Superadditive communication with the green machine as a practical demonstration of nonlocality without entanglement
Chaohan Cui, Jack Postlewaite, Babak N. Saif, Linran Fan, Saikat Guha
Abstract
Achieving the ultimate Holevo limit of optical communication capacity requires a joint-detection receiver that makes a collective quantum measurement over multiple modulated symbols. Such superadditivity—a higher communication rate than is achievable by symbol-by-symbol optical detection—is a special case of the well-known nonlocality without entanglement and has yet to be demonstrated. In this article, we propose and demonstrate the design of a joint-detection receiver, the Green Machine, that can achieve superadditivity.
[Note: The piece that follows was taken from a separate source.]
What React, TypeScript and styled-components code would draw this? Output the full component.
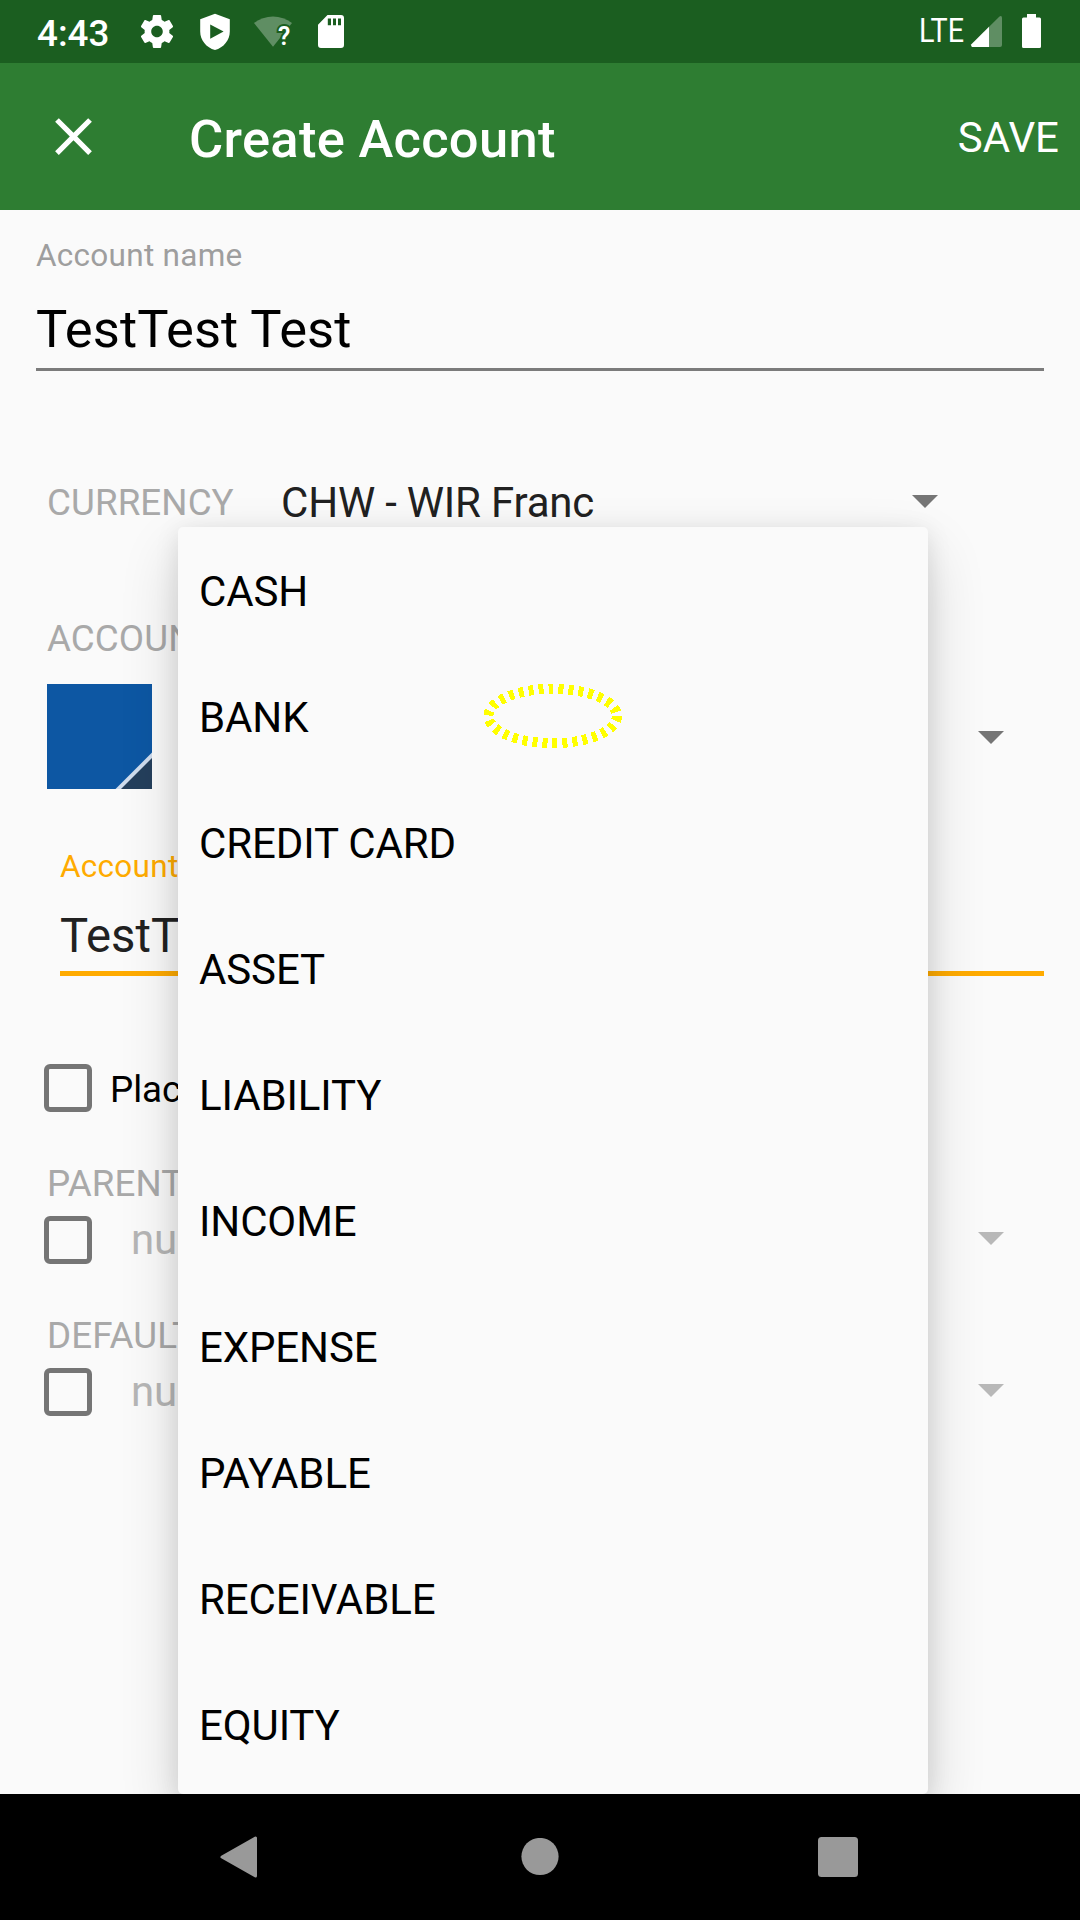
import React from "react";
import styled, { createGlobalStyle } from "styled-components";

const Global = createGlobalStyle`
  * { box-sizing: border-box; }
  body { margin: 0; background: #fafafa; font-family: Roboto, "Noto Sans", sans-serif; }
  svg { display: block; flex: none; }
`;

const Screen = styled.div`
  position: relative;
  display: flex;
  flex-direction: column;
  width: 1080px;
  height: 1920px;
  overflow: hidden;
  background: #fafafa;
`;

const StatusBar = styled.header`
  display: flex;
  align-items: flex-start;
  justify-content: space-between;
  height: 63px;
  flex: none;
  padding: 0 39px 0 37px;
  background: #1b5e20;
  color: #fff;
`;

const StatusGroup = styled.div`
  display: flex;
  align-items: flex-start;
`;

const Clock = styled.span`
  width: 100px;
  margin-top: 12px;
  font-size: 36.75px;
  font-weight: 500;
  line-height: 44px;
  white-space: nowrap;
`;

const Network = styled.span`
  width: 50px;
  margin-top: 11px;
  font-size: 33px;
  line-height: 40px;
  transform: scaleX(0.87);
  transform-origin: 0 0;
`;

const AppBar = styled.div`
  display: flex;
  align-items: center;
  height: 147px;
  flex: none;
  padding: 0 21px 0 42px;
  background: #2e7d32;
  color: #fff;
`;

const Title = styled.h1`
  flex: 1;
  margin: 5px 0 0 84px;
  font-size: 52.5px;
  font-weight: 500;
  line-height: 62px;
  letter-spacing: 0.28px;
`;

const Save = styled.span`
  margin-top: 3px;
  font-size: 42px;
  line-height: 50px;
`;

const Form = styled.main`
  display: flex;
  flex-direction: column;
  flex: 1;
  padding-top: 28px;
`;

const Field = styled.div<{ $left: number; $accent?: boolean }>`
  display: flex;
  flex-direction: column;
  flex: ${(p) => (p.$accent ? 1 : "none")};
  margin: 0 36px 0 ${(p) => p.$left}px;
  border-bottom: ${(p) => (p.$accent ? "5px solid #ffab00" : "3px solid #7b7b7b")};
`;

const FieldLabel = styled.label<{ $color: string }>`
  white-space: nowrap;
  font-size: 31.5px;
  line-height: 36px;
  letter-spacing: 0.28px;
  color: ${(p) => p.$color};
`;

const FieldValue = styled.span<{ $size: number; $line: number; $top: number; $bottom: number; $color: string }>`
  margin: ${(p) => p.$top}px 0 ${(p) => p.$bottom}px;
  font-size: ${(p) => p.$size}px;
  line-height: ${(p) => p.$line}px;
  letter-spacing: 0.06px;
  color: ${(p) => p.$color};
`;

const Row = styled.div<{ $top: number; $height: number; $left: number; $right?: number }>`
  display: flex;
  align-items: center;
  height: ${(p) => p.$height}px;
  margin-top: ${(p) => p.$top}px;
  padding: 0 ${(p) => p.$right ?? 76}px 0 ${(p) => p.$left}px;
`;

const Caption = styled.span<{ $width?: number }>`
  width: ${(p) => (p.$width ? p.$width + "px" : "auto")};
  white-space: nowrap;
  font-size: 36.75px;
  line-height: 44px;
  letter-spacing: 0.08px;
  color: #a9a9a9;
`;

const SpinnerText = styled.span<{ $left?: number; $muted?: boolean }>`
  flex: 1;
  margin-left: ${(p) => p.$left ?? 0}px;
  font-size: 42px;
  line-height: 50px;
  letter-spacing: -0.2px;
  color: ${(p) => (p.$muted ? "#b6b6b6" : "#212121")};
`;

const CheckBox = styled.span`
  width: 48px;
  height: 48px;
  flex: none;
  border: 5.5px solid #757575;
  border-radius: 6px;
`;

const CheckText = styled.span`
  white-space: nowrap;
  margin: 3px 0 0 18px;
  font-size: 36.75px;
  line-height: 44px;
  color: #000;
`;

const Spacer = styled.span`
  flex: 1;
`;

const ArrowIcon = styled.svg<{ $drop: number }>`
  margin-top: ${(p) => p.$drop}px;
`;

const Menu = styled.ul`
  position: absolute;
  left: 178px;
  top: 527px;
  width: 750px;
  height: 1267px;
  margin: 0;
  padding: 1px 0 0;
  list-style: none;
  border-radius: 5px;
  background: #fafafa;
  box-shadow: 0 26px 58px rgba(0, 0, 0, 0.16), 0 4px 24px rgba(0, 0, 0, 0.1);
`;

const MenuItem = styled.li`
  display: flex;
  align-items: center;
  height: 126px;
  padding-left: 21px;
  font-size: 42px;
  letter-spacing: -0.12px;
  color: #000;
`;

const TouchMark = styled.svg`
  position: absolute;
  left: 478px;
  top: 678px;
`;

const NavBar = styled.nav`
  position: relative;
  display: flex;
  align-items: center;
  justify-content: space-between;
  height: 126px;
  flex: none;
  padding: 0 222px 0 220px;
  background: #000;
`;

const Arrow = ({ muted = false, drop = 0 }: { muted?: boolean; drop?: number }) => (
  <ArrowIcon $drop={drop} width="26" height="13" viewBox="0 0 26 13">
    <path d="M0 0h26L13 13z" fill={muted ? "#b8b8b8" : "#757575"} />
  </ArrowIcon>
);

const accounts = ["CASH", "BANK", "CREDIT CARD", "ASSET", "LIABILITY", "INCOME", "EXPENSE", "PAYABLE", "RECEIVABLE", "EQUITY"];

export default function App() {
  return (
    <Screen>
      <Global />
      <StatusBar>
        <StatusGroup>
          <Clock>4:43</Clock>
          <svg width="215" height="63" viewBox="137 0 215 63" fill="#fff">
            <g transform="translate(137.2 11.7) scale(1.65)">
              <path d="M19.43 12.98c.04-.32.07-.64.07-.98s-.03-.66-.07-.98l2.11-1.65c.19-.15.24-.42.12-.64l-2-3.46c-.12-.22-.39-.3-.61-.22l-2.49 1c-.52-.4-1.08-.73-1.69-.98l-.38-2.65C14.46 2.18 14.25 2 14 2h-4c-.25 0-.46.18-.49.42l-.38 2.65c-.61.25-1.17.59-1.69.98l-2.49-1c-.23-.09-.49 0-.61.22l-2 3.46c-.13.22-.07.49.12.64l2.11 1.65c-.04.32-.07.65-.07.98s.03.66.07.98l-2.11 1.65c-.19.15-.24.42-.12.64l2 3.46c.12.22.39.3.61.22l2.49-1c.52.4 1.08.73 1.69.98l.38 2.65c.03.24.24.42.49.42h4c.25 0 .46-.18.49-.42l.38-2.65c.61-.25 1.17-.59 1.69-.98l2.49 1c.23.09.49 0 .61-.22l2-3.46c.12-.22.07-.49-.12-.64l-2.11-1.65zM12 15.5c-1.93 0-3.5-1.57-3.5-3.5s1.57-3.5 3.5-3.5 3.5 1.57 3.5 3.5-1.57 3.5-3.5 3.5z" />
            </g>
            <path fillRule="evenodd" d="M215 13.7L200.2 19.2V31.5C200.2 40 206.3 47.7 215 50C223.7 47.7 229.8 40 229.8 31.5V19.2ZM210.2 24.5V38.7L223.6 31.6Z" />
            <path d="M254 23C265 14.2 281 14.2 292 23L273 46.8Z" fillOpacity=".3" />
            <text x="278" y="45.2" fontFamily="Roboto, sans-serif" fontSize="25" fontWeight="600" stroke="#1b5e20" strokeWidth="4" paintOrder="stroke">?</text>
            <path fillRule="evenodd" d="M327.5 15H341Q344 15 344 18V45Q344 48 341 48H321Q318 48 318 45V24.8ZM327.8 18.5V25.2H331V18.5ZM333 18.5V25.2H336V18.5ZM338 18.5V25.2H341V18.5Z" />
          </svg>
        </StatusGroup>
        <StatusGroup>
          <Network>LTE</Network>
          <svg width="72" height="63" viewBox="969 0 72 63" fill="#fff">
            <path d="M971.4 44.2L999.5 16.4Q1002 15 1002 18V45Q1002 47 1000 47H989V26.8Z" fillOpacity=".3" />
            <path d="M971.4 44.2L989 26.8V47H972Q970.5 46 971.4 44.2Z" />
            <path d="M1027 14H1036V17.5H1039.5Q1041 17.5 1041 19V46.5Q1041 48 1039.5 48H1023.5Q1022 48 1022 46.5V19Q1022 17.5 1023.5 17.5H1027Z" />
          </svg>
        </StatusGroup>
      </StatusBar>

      <AppBar>
        <svg width="63" height="63" viewBox="0 0 24 24" fill="#fff">
          <path d="M19 6.41L17.59 5 12 10.59 6.41 5 5 6.41 10.59 12 5 17.59 6.41 19 12 13.41 17.59 19 19 17.59 13.41 12z" />
        </svg>
        <Title>Create Account</Title>
        <Save>SAVE</Save>
      </AppBar>

      <Form>
        <Field $left={36}>
          <FieldLabel $color="#9e9e9e">Account name</FieldLabel>
          <FieldValue $size={52.5} $line={60} $top={25} $bottom={9} $color="#000">TestTest Test</FieldValue>
        </Field>
        <Row $top={102} $height={60} $left={47} $right={142}>
          <Caption $width={234}>CURRENCY</Caption>
          <SpinnerText>CHW - WIR Franc</SpinnerText>
          <Arrow drop={-4} />
        </Row>
        <Row $top={84} $height={44} $left={47}>
          <Caption>ACCOUN</Caption>
        </Row>
        <Row $top={23} $height={105} $left={47}>
          <svg width="105" height="105" viewBox="0 0 105 105">
            <path d="M0 0h105v105H0z" fill="#0d57a3" />
            <path d="M105 68.5V105H68.5z" fill="#cfdced" />
            <path d="M105 74V105H74z" fill="#243f5c" />
          </svg>
          <Spacer />
          <Arrow drop={2} />
        </Row>
        <Row $top={60} $height={127} $left={0} $right={0}>
          <Field $left={60} $accent>
            <FieldLabel $color="#ffab00">Account</FieldLabel>
            <FieldValue $size={47.25} $line={54} $top={24} $bottom={8} $color="#212121">TestT</FieldValue>
          </Field>
        </Row>
        <Row $top={88} $height={48} $left={44}>
          <CheckBox />
          <CheckText>Plac</CheckText>
        </Row>
        <Row $top={50} $height={44} $left={47}>
          <Caption>PARENT</Caption>
        </Row>
        <Row $top={10} $height={48} $left={44}>
          <CheckBox />
          <SpinnerText $left={39} $muted>nu</SpinnerText>
          <Arrow muted drop={-3} />
        </Row>
        <Row $top={50} $height={44} $left={47}>
          <Caption>DEFAULT</Caption>
        </Row>
        <Row $top={10} $height={48} $left={44}>
          <CheckBox />
          <SpinnerText $left={39} $muted>nu</SpinnerText>
          <Arrow muted drop={-3} />
        </Row>
      </Form>

      <Menu>
        {accounts.map((name) => (
          <MenuItem key={name}>{name}</MenuItem>
        ))}
      </Menu>
      <TouchMark width="150" height="76" viewBox="478 678 150 76" shapeRendering="crispEdges">
        <ellipse cx="552.7" cy="716" rx="64.3" ry="27.2" fill="none" stroke="#ff0" strokeWidth="10" strokeDasharray="5 5" />
      </TouchMark>

      <NavBar>
        <svg width="41" height="44" viewBox="0 0 41 44">
          <path d="M2 22L35.5 3V41Z" fill="#999" stroke="#999" strokeWidth="3" strokeLinejoin="round" />
        </svg>
        <svg width="38" height="38" viewBox="0 0 38 38">
          <circle cx="19" cy="18.5" r="18.6" fill="#999" />
        </svg>
        <svg width="40" height="40" viewBox="0 0 40 40">
          <rect width="40" height="40" rx="3.5" fill="#999" />
        </svg>
      </NavBar>
    </Screen>
  );
}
We build this receiver, experimentally obtain the transition probability matrix induced by the codebook-receiver pair, and deduce that its capacity surpasses that of any symbol-by-symbol receiver in the photon-starved regime for binary-phase-shift-keying (BPSK)modulation. Our Green Machine receiver can also significantly reduce the transmitter peak power requirement compared with the pulse-position modulation (the conventional modulation format used for deep space laser communication). We further demonstrate that the self-referenced phase makes it resilient to phase noise, e.g., atmospheric turbulence or platform vibrations. The so-called Green Machine is an old concept for a joint detection receiver that would allow superadditive optical communication capacity, but earlier designs are very hard to implement. Here, the authors propose a modified scheme and use it to demonstrate superadditive capacity with the BPSK Hadamard codewords.